Starving Actors has helped finance projects such as "Rabbit Hole," a play produced by student Trent Stork.
Despite being fueled by ambition and a driving sense of independence, the group struggled greatly in the beginning to organize and raise money. They said the hardest parts of organizing an event was finding which UNL staffers they needed to call, and who to contact to get the word out. While organizing each event can be challenging, the payout for helping performing arts students in need is greater, said Larrison, 20, group vice president and a junior performing arts major.
"Most students, whether they're doing director projects or thesis films, have a $120 max production budget, Larrison said. "If we can give them $300 to work with, it makes the final product better. A few hundred dollars can mean the difference between a film that looks like it's shot in someone's basement, versus something you can put on a professional reel."
According to Calero, increasing budgets allows a student to have a larger audio crew, more light operators and makeup artists.
Still, the UNL organization works each day to expand its membership and complete more events.

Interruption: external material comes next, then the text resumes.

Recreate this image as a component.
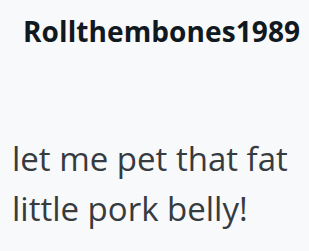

Money-raising ideas over the past year have included creating a theater calendar and installing vending machines around campus.
Halloween this year marked a monstrous haunted house success in fundraising. In the spring, Starving Actors plans to produce a stand-up comedy competition. In the meantime, members like Stokes, 22, the group's president and a senior performing arts student, Calero and Larrison will search for contestants, advertisers and competition judges.
"We'd like to collaborate with the music school, maybe auction artwork," Larrison said. "We lead by example. If our self-motivation and mobilization spawns more people with good ideas for fundraisers, we'll give them a job."
"All these students who we'll help can say, ‘I got my degree from the Johnny Carson School of Theater and Film,'" Calero said. "It makes the school look good."